L’annonce récente d’un projet d’expérimentation de “revenu universel” à Paris a surpris et intéressé beaucoup de monde. Pourtant cette résolution avait été discutée puis votée au Conseil de Paris lors de la mandature précédente, en novembre 2019. Des membres du MFRB avaient pu assister à cette séance du Conseil de Paris et en avaient fait une restitution.

Dimanche 17 janvier 2021, Léa Filoche, adjointe à la maire de Paris en charge des solidarités, de la lutte contre les inégalités et contre l’exclusion, a annoncé sur CNEWS que la mairie de Paris envisageait de lancer une expérimentation de “revenu universel”. Il s’agirait en réalité d’une sorte de revenu minimum garanti, un véritable revenu universel étant difficilement expérimentable au niveau d’une municipalité.

Le projet serait coconstruit via une “conférence de citoyen·nes”, outil de démocratie participative déjà plusieurs fois employé par la mairie de Paris.
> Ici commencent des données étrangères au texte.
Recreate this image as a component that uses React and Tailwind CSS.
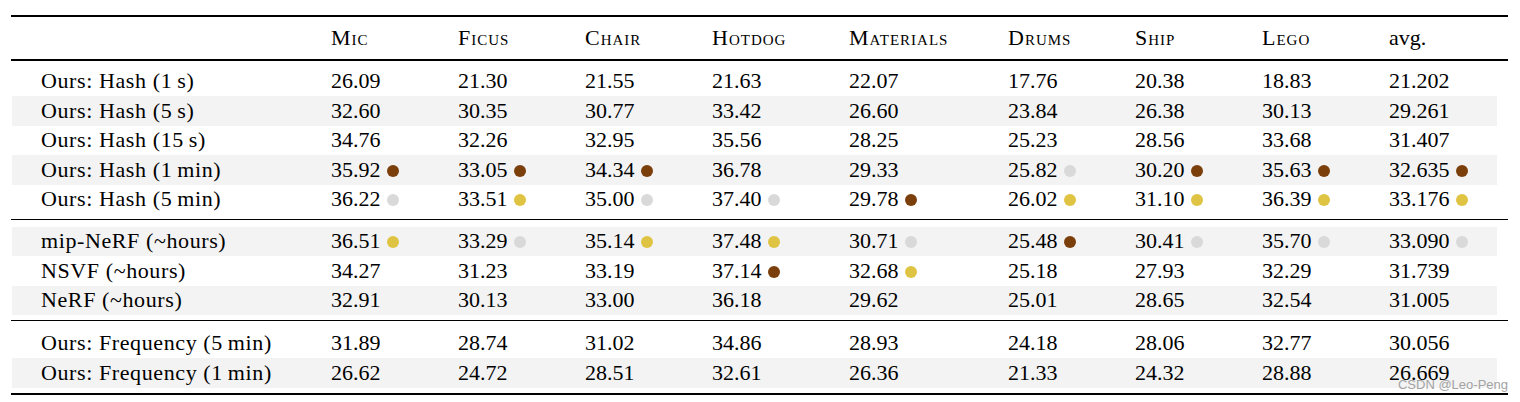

Pour Paris, les conférences de citoyen·nes sont gérées par l’Institut Français d’Opinion Publique (IFOP). La procédure passe par différentes étapes, dont la constitution d’un comité de pilotage et d’un comité de suivi, le choix du prestataire et la sélection d’un groupe de citoyens.

Le vote au Conseil de Paris en 2019

A l’origine de ce projet, une proposition de délibération portée par le groupe Génération.s au Conseil de Paris le 14 novembre 2019 lors de la mandature précédente, portant sur “l’organisation d’une conférence de citoyen·nes afin de construire une expérimentation d’un revenu universel à Paris”. La majorité des groupes (de l’extrême gauche au centre-droit) s’étaient déclarés favorables à cette proposition, l’UDI-Modem s’étant abstenu et Les Républicains ayant voté contre. Anne Hidalgo l’avait ensuite reprise dans son programme de campagne pour les municipales de 2020.

La grande majorité des groupes présents à cette séance du Conseil de Paris s’étaient prononcés en faveur du revenu de base principalement en raison de l'augmentation du nombre de personnes vivant sous le seuil de pauvreté dans la ville. Si on en croit les interventions des différents groupes lors de cette séance, le revenu universel est perçu comme un outil de lutte contre la pauvreté, une « aide » sociale automatisée qui a le mérite de solutionner le problème du non-recours. Jérôme Gleizes, lors de l’intervention du groupe écologiste, puis Léa Filoche en conclusion des interventions de groupes, avaient néanmoins tenu à rappeler que le revenu universel est également un outil d’émancipation, permettant des reconversions ou des pauses dans le parcours professionnel.

Vote du Conseil de Paris pour une conférence de citoyen.ne.s sur l’expérimentation d’un revenu universel dans la capitale, le 14 novembre 2019. Solenne Vaulot Morel, pour le MFRB.
Vote du Conseil de Paris pour une conférence de citoyen.ne.s sur l’expérimentation d’un revenu universel dans la capitale, le 14 novembre 2019. Solenne Vaulot Morel, pour le MFRB.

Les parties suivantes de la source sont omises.